[start of INFORMATION SUPPLIED]
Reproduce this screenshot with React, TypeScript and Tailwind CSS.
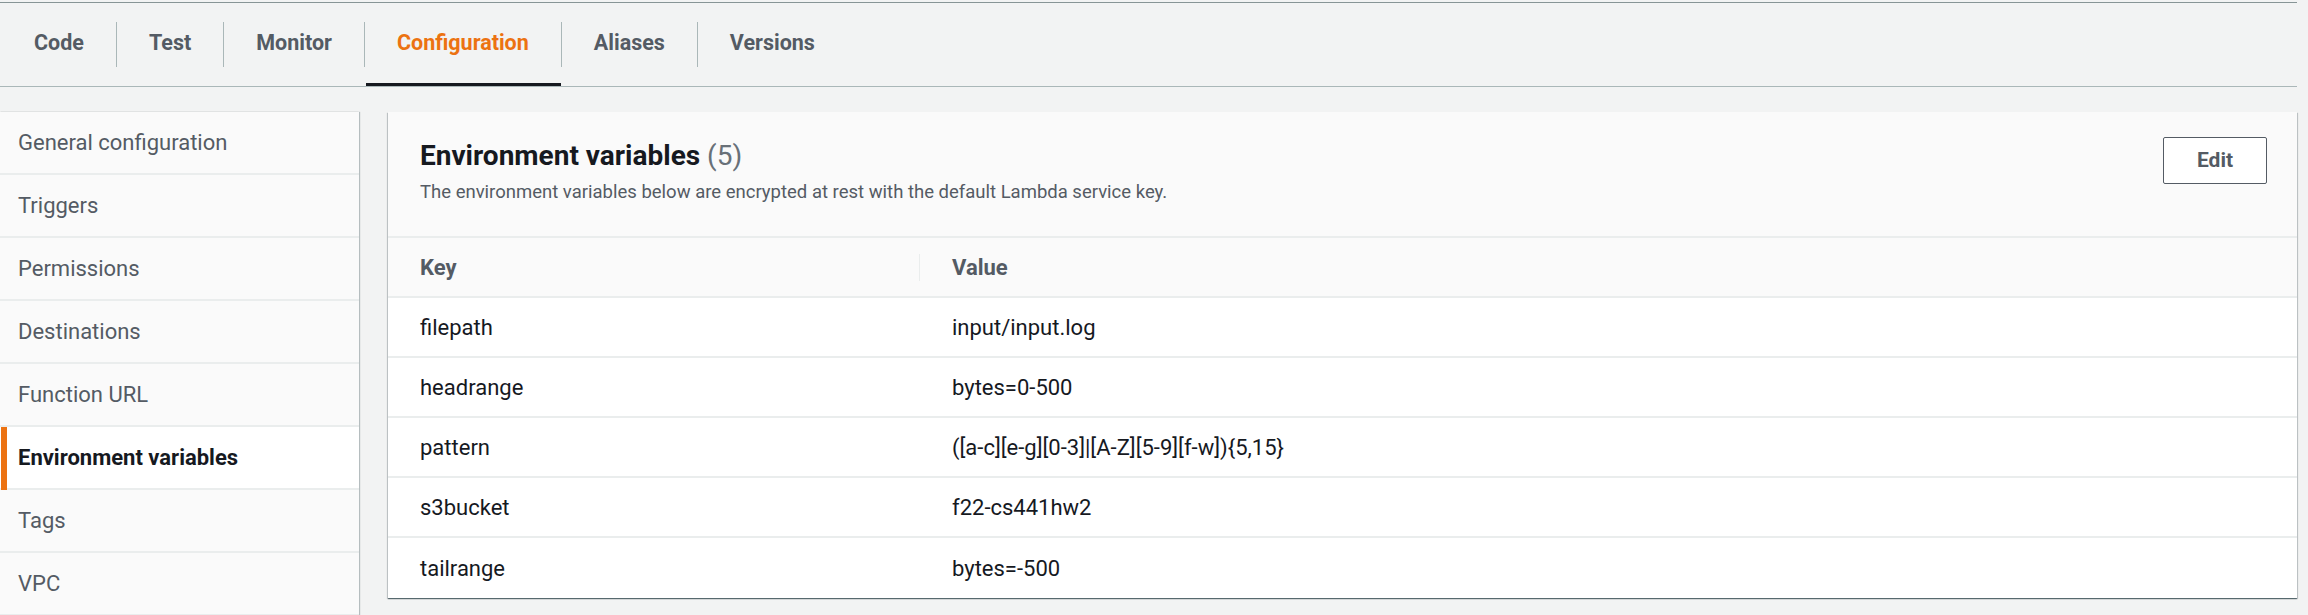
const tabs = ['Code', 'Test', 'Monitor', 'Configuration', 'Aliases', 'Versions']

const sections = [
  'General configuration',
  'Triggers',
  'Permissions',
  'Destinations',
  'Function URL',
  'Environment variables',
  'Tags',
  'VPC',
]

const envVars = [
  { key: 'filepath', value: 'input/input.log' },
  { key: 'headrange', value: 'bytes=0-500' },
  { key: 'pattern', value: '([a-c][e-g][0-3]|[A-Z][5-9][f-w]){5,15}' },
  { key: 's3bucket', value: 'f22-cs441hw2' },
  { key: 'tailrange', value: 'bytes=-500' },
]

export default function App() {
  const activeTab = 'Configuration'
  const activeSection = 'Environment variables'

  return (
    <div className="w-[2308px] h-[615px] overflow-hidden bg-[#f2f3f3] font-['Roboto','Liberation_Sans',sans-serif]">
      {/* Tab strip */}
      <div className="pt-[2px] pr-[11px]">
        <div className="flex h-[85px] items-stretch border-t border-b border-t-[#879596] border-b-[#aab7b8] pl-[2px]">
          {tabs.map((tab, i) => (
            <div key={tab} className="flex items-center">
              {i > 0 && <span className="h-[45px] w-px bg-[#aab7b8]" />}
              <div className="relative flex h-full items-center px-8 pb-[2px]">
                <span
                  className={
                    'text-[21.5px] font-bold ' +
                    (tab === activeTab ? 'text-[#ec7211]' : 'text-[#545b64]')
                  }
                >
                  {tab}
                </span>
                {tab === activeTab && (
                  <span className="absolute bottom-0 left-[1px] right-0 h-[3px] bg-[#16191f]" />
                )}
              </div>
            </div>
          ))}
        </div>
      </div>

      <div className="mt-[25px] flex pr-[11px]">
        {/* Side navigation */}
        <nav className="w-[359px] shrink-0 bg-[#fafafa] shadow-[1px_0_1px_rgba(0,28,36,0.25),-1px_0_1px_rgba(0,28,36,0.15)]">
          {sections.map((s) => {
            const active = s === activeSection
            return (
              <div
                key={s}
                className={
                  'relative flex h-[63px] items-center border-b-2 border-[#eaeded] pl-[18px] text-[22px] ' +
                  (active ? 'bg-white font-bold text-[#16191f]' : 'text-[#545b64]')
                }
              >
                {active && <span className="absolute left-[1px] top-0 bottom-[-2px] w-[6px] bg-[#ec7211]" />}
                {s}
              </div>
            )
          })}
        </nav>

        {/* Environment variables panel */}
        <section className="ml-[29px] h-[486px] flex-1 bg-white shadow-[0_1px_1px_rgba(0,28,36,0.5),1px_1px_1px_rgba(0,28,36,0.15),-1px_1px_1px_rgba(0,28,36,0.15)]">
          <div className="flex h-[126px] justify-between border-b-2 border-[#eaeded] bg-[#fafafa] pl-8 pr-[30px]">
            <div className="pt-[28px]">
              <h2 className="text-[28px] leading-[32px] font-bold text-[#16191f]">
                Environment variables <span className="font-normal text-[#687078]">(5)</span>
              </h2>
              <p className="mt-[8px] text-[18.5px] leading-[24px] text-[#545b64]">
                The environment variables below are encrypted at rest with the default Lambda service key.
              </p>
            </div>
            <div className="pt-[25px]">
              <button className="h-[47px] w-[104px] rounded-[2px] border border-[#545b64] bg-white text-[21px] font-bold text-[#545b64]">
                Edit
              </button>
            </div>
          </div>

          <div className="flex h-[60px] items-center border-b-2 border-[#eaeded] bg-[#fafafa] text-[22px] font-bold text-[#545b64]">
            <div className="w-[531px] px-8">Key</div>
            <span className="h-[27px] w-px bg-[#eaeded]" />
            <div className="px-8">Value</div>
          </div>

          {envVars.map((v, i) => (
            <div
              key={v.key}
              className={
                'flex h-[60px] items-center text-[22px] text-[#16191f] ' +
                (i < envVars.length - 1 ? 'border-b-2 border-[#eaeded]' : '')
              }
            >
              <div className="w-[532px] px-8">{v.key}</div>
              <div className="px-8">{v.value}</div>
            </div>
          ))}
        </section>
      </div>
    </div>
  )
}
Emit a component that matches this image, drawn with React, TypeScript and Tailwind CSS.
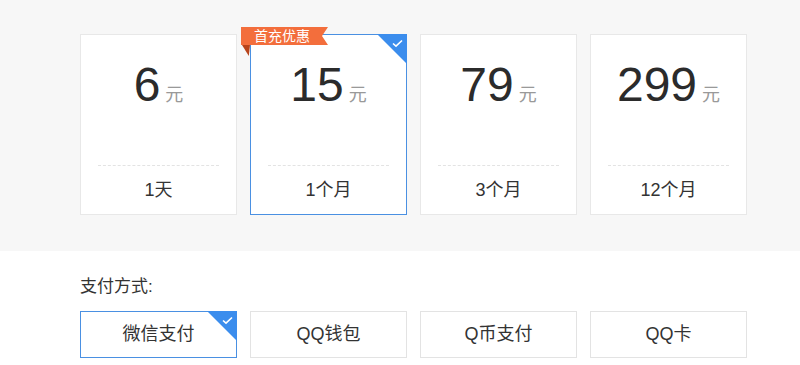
[end of INFORMATION SUPPLIED]
TASK TO COMPLETE:
Pictures don't belong in the copy. Transcribe every record exactly as it appears.

RESPONSE BELOW:
Reproduce this screenshot with React, TypeScript and Tailwind CSS.
const tabs = ['Code', 'Test', 'Monitor', 'Configuration', 'Aliases', 'Versions']

const sections = [
  'General configuration',
  'Triggers',
  'Permissions',
  'Destinations',
  'Function URL',
  'Environment variables',
  'Tags',
  'VPC',
]

const envVars = [
  { key: 'filepath', value: 'input/input.log' },
  { key: 'headrange', value: 'bytes=0-500' },
  { key: 'pattern', value: '([a-c][e-g][0-3]|[A-Z][5-9][f-w]){5,15}' },
  { key: 's3bucket', value: 'f22-cs441hw2' },
  { key: 'tailrange', value: 'bytes=-500' },
]

export default function App() {
  const activeTab = 'Configuration'
  const activeSection = 'Environment variables'

  return (
    <div className="w-[2308px] h-[615px] overflow-hidden bg-[#f2f3f3] font-['Roboto','Liberation_Sans',sans-serif]">
      {/* Tab strip */}
      <div className="pt-[2px] pr-[11px]">
        <div className="flex h-[85px] items-stretch border-t border-b border-t-[#879596] border-b-[#aab7b8] pl-[2px]">
          {tabs.map((tab, i) => (
            <div key={tab} className="flex items-center">
              {i > 0 && <span className="h-[45px] w-px bg-[#aab7b8]" />}
              <div className="relative flex h-full items-center px-8 pb-[2px]">
                <span
                  className={
                    'text-[21.5px] font-bold ' +
                    (tab === activeTab ? 'text-[#ec7211]' : 'text-[#545b64]')
                  }
                >
                  {tab}
                </span>
                {tab === activeTab && (
                  <span className="absolute bottom-0 left-[1px] right-0 h-[3px] bg-[#16191f]" />
                )}
              </div>
            </div>
          ))}
        </div>
      </div>

      <div className="mt-[25px] flex pr-[11px]">
        {/* Side navigation */}
        <nav className="w-[359px] shrink-0 bg-[#fafafa] shadow-[1px_0_1px_rgba(0,28,36,0.25),-1px_0_1px_rgba(0,28,36,0.15)]">
          {sections.map((s) => {
            const active = s === activeSection
            return (
              <div
                key={s}
                className={
                  'relative flex h-[63px] items-center border-b-2 border-[#eaeded] pl-[18px] text-[22px] ' +
                  (active ? 'bg-white font-bold text-[#16191f]' : 'text-[#545b64]')
                }
              >
                {active && <span className="absolute left-[1px] top-0 bottom-[-2px] w-[6px] bg-[#ec7211]" />}
                {s}
              </div>
            )
          })}
        </nav>

        {/* Environment variables panel */}
        <section className="ml-[29px] h-[486px] flex-1 bg-white shadow-[0_1px_1px_rgba(0,28,36,0.5),1px_1px_1px_rgba(0,28,36,0.15),-1px_1px_1px_rgba(0,28,36,0.15)]">
          <div className="flex h-[126px] justify-between border-b-2 border-[#eaeded] bg-[#fafafa] pl-8 pr-[30px]">
            <div className="pt-[28px]">
              <h2 className="text-[28px] leading-[32px] font-bold text-[#16191f]">
                Environment variables <span className="font-normal text-[#687078]">(5)</span>
              </h2>
              <p className="mt-[8px] text-[18.5px] leading-[24px] text-[#545b64]">
                The environment variables below are encrypted at rest with the default Lambda service key.
              </p>
            </div>
            <div className="pt-[25px]">
              <button className="h-[47px] w-[104px] rounded-[2px] border border-[#545b64] bg-white text-[21px] font-bold text-[#545b64]">
                Edit
              </button>
            </div>
          </div>

          <div className="flex h-[60px] items-center border-b-2 border-[#eaeded] bg-[#fafafa] text-[22px] font-bold text-[#545b64]">
            <div className="w-[531px] px-8">Key</div>
            <span className="h-[27px] w-px bg-[#eaeded]" />
            <div className="px-8">Value</div>
          </div>

          {envVars.map((v, i) => (
            <div
              key={v.key}
              className={
                'flex h-[60px] items-center text-[22px] text-[#16191f] ' +
                (i < envVars.length - 1 ? 'border-b-2 border-[#eaeded]' : '')
              }
            >
              <div className="w-[532px] px-8">{v.key}</div>
              <div className="px-8">{v.value}</div>
            </div>
          ))}
        </section>
      </div>
    </div>
  )
}
Emit a component that matches this image, drawn with React, TypeScript and Tailwind CSS.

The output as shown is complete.